嶋村: 組込み制御、画像処理、通信の三つの分野です。製造装置や検査装置などに通じており、この三つの技術をすべて保有している企業は日本国内ではほとんどないと自負しています。最近では、組込み制御と画像処理、通信処理の三つを組み合わせたシステムが要求されるようになってきました。例えば搬送系の動きに画像認識の結果をフィードバックさせる。しかもホストと通信しながらです。製造あるいは検査のプロセスごとに、制御と画像、通信が有機的に結合して処理が進む。こういったシステムの開発では、制御担当、画像担当、通信担当が三つの企業に分かれているよりも、一つの企業にまとまっている方がシステムを最適化しやすいのは明らかです。

― 研究開発投資については何かお考えがございますか。
嶋村: 好不況に関わりなく、ほぼ一定の金額を研究開発費にしております。売り上げに対する固定的なパーセンテージですと、売り上げの変動によって研究開発費が変動してしまうので、好ましくないと考えています。

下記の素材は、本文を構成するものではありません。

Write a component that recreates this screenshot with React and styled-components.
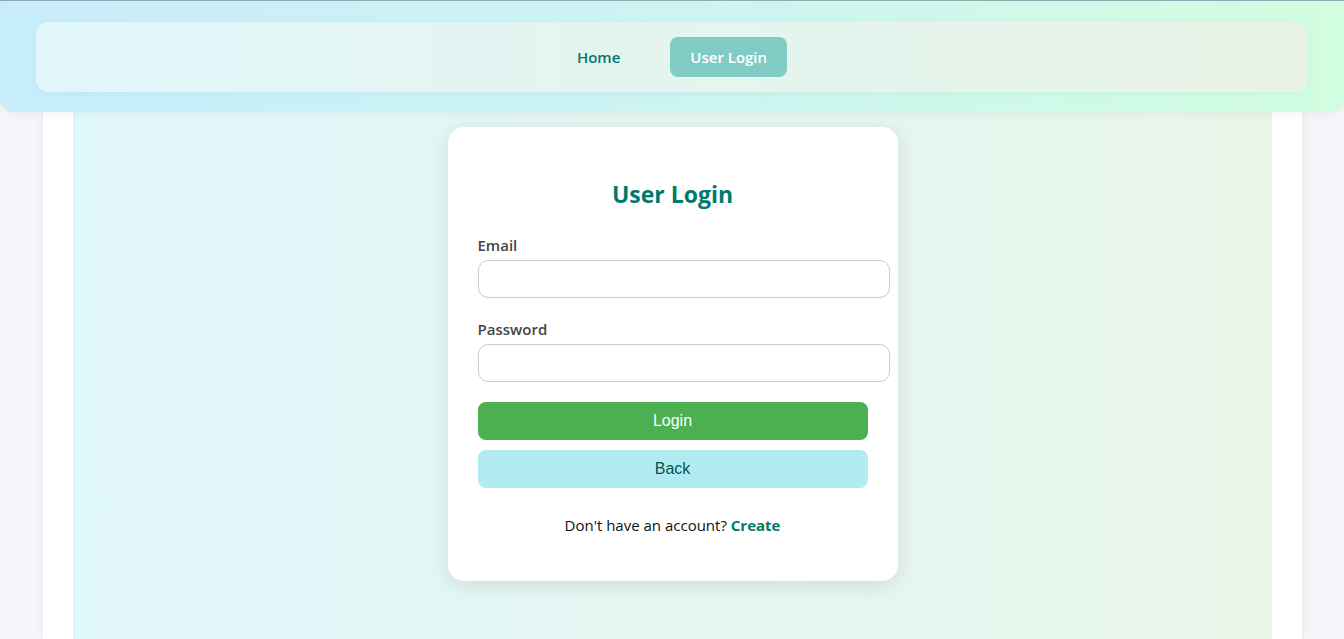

― 製造拠点が神奈川県厚木にあります。全製品を社内で製造しているのでしょうか。
嶋村: おおよそ6割を社内で製造し、残りの4割を外部に委託しています。社内で5割〜6割を製造する「モノ作り」の態勢は今後も維持していくつもりです。アバールデータが供給する製品は、5年〜10年といった長い年月にわたって装置の中で稼働していきます。不良解析や品質管理などの面では、社内に製造ラインがあることが非常に役立つのです。それから製造期間を短縮したり、有害物質の使用規制(RoHS指令)に対応したりといった活動でも、社内における製造ラインの存在が欠かせません。

新しいことに次々と挑戦する

― アバールデータの2〜3年先の姿を教えてください。

嶋村: 2014年3月期が終了した時点でのあるべき姿を描いた、3年間の中期経営計画を策定しました。連結売上高95億円、売上高経常利益率14%以上、株主資本利益率(ROE:Ruturn on Equity)10%、連結配当性向(1株当たり配当額/1株当たり当期純利益)30%を目標に掲げております。  2011年度以降の3年間は、激変する市場環境に対応しながらさらなる飛躍を目指します。

― もう少し詳しく、お考えをお聞かせください。
嶋村: 具体的には現在の半導体、FA関連及び電力・制御装置における売上を維持しながら、テラストレージ、スマート電源、スマートカメラ、高速アナログ関連などの新製品によって新規事業分野を拡大してゆき、この構成比率を現在の25%から45%に高めていきます。  さらに外部との技術提携、販売提携を推進し、他社の技術リソース、販売チャネルを活用するため、このような効率の良いパートナーシップを強化してゆきます。また東アジアを中心とする海外戦略においてもこれらをさらに推進し海外戦略の重要なキーワードとしてまいります。  また製品戦略では、市場環境が激変しているなか、現在の「超高速」だけでなくコストパーフォーマンスも追求し、当社の得意分野である画像・計測通信機器分野においては、ここにおけるハイエンド製品のシェアーアップを目指します。そしてこれらの製品展開のキーになっている当社の最大の強みであるハイブリット技術(総合技術)の優位性を最大限に生かし、世界最高速の製造・検査装置を実現できる唯一の国内メーカーとして社会に貢献してゆきたいと思います。

―本日はどうもありがとうございました。